When I’m on the road with Jeff, I can’t wait to get back. I’m having fun, I’m being respected by the colonia . It feels wonderful living in this community.
But I don’t have the wherewithal to make the whole thing work. I’m creating an illusion. I’m going even more broke than I was before, funding this shit, because I love it.
One problem we had was that putting mosaic tile onto clay pots created a product that was heavy and fragile, which is a bad combination. You want heavy and sturdy, or you can deal with light and fragile. But heavy and fragile sucks. Because you’re gonna run into some shipping problems. We found some places in California to take them on consignment, but they’re getting there in a million fucking pieces.
Now, if we’d gotten this great packing equipment that I wanted, you could have kicked them to California and they’d be fine. Because you could blow liquid foam around them, and it’d be unbreakable.
I was talking to the brick king about it. He showed interest in it, he thought we made beautiful stuf
f.
And I just wanted to figure out how to keep my dream going and keep being part of this community Irma and I had created.

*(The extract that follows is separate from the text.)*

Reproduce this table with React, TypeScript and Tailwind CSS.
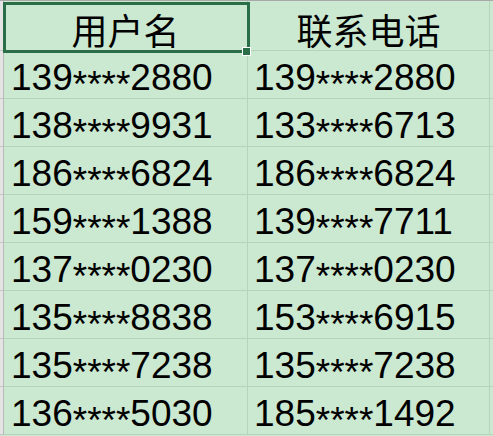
import React from "react";

const rows: [string, string, string, string][] = [
  ["139", "2880", "139", "2880"],
  ["138", "9931", "133", "6713"],
  ["186", "6824", "186", "6824"],
  ["159", "1388", "139", "7711"],
  ["137", "0230", "137", "0230"],
  ["135", "8838", "153", "6915"],
  ["135", "7238", "135", "7238"],
  ["136", "5030", "185", "1492"],
];

function Phone({ a, b }: { a: string; b: string }) {
  return (
    <span>
      {a}
      <span className="relative top-[7px] inline-block h-[16px] leading-[16px]">****</span>
      {b}
    </span>
  );
}

export default function App() {
  const font = { fontFamily: '"Liberation Sans", Arial, sans-serif' };
  const cjk = { fontFamily: '"Noto Sans CJK SC", sans-serif' };
  return (
    <div className="relative w-[493px] h-[436px] overflow-hidden bg-[#cbe8d0] flex flex-col border-t border-[#a9a9a9]">
      {/* header row */}
      <div className="flex h-[50px] shrink-0">
        <div className="w-[4px] bg-[#e4e4e4] border-r border-[#b9b9b9] border-b border-b-[#c4c4c4]" />
        <div
          className="w-[244px] flex items-center justify-center pt-[6px] border-r border-b border-[#b6d3bc] text-[36px] leading-none text-black"
          style={cjk}
        >
          用户名
        </div>
        <div
          className="w-[242px] flex items-center justify-center pt-[6px] border-r border-b border-[#b6d3bc] text-[36px] leading-none text-black"
          style={cjk}
        >
          联系电话
        </div>
        <div className="flex-1 border-b border-[#b6d3bc]" />
      </div>
      {rows.map((r, i) => (
        <div key={i} className="flex h-[48px] shrink-0">
          <div className="w-[4px] bg-[#e4e4e4] border-r border-[#b9b9b9] border-b border-b-[#c4c4c4]" />
          <div
            className="w-[244px] flex items-center pl-[7px] pt-[5px] border-r border-b border-[#b6d3bc] text-[37px] leading-none text-black"
            style={font}
          >
            <Phone a={r[0]} b={r[1]} />
          </div>
          <div
            className="w-[242px] flex items-center pl-[6px] pt-[5px] border-r border-b border-[#b6d3bc] text-[37px] leading-none text-black"
            style={font}
          >
            <Phone a={r[2]} b={r[3]} />
          </div>
          <div className="flex-1 border-b border-[#b6d3bc]" />
        </div>
      ))}
      {/* selection box */}
      <div className="absolute left-[3px] top-[1px] w-[247px] h-[51px] border-[3px] border-[#2a6e47]" />
      <div className="absolute left-[242px] top-[46px] w-[9px] h-[9px] bg-[#2a6e47] border border-white" />
    </div>
  );
}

Phyllis didn’t have the same feeling. She and the women working for us didn’t get along, and she wouldn’t take the time to try to communicate with them.
Neither of us spoke a word of Spanish when we got there. But I learned some and spoke to people in Spanish as much as possible. It wasn’t good Spanish, but I could communicate a little bit. I also had a college student named Miguel as my interpreter, because I was doing business and I couldn’t just guess at things, and that slowed down my learning.
Phyllis couldn’t be bothered. I started dreaming about a tragic accident. In my fantasy, an Exxon truck running a stop sign takes her out. She never feels a thing.
The driver’s drunk, with a prior record of drunk driving that the company didn’t do a background check on. And I’m in court crying over my dead wife. It’s a $20-million case.
By now I’ve got a compound full of this pottery. I’m filling up warehouses, but I’m doing it for love. The part that happened is the part I envisioned. I didn’t envision the other part: carrying the shit across the border and driving five hours to San Antonio to put it on consignment, shipping it to California in one piece, and a million other details that you gotta figure out if you’re gonna run a successful business.
Phyllis is gaining weight. She won’t cook. She won’t screw me.
I’m fucking everything I can fuck on the road. My weight’s way down. I’m running. I’m taking care of myself.
It’s all casual sex, until I run into this old friend on the road, in her hometown. We go out to dinner right across the street from her apartment, and she introduces me to the waitress and says, “Ron is my sexual fantasy.”
I’m like, “Oh.” ’Cause I never really considered it. I thought we were just good friends. “But now that you mention it.”
So she and I go back to her apartment, and we’re making out on her bed, and I reach down to push her legs apart, and her leg falls over like a manhole cover that’s being held up by a watch spring. Wham. I got my hand down her panties, and then her roommate comes in and says, “What about your boyfriend?”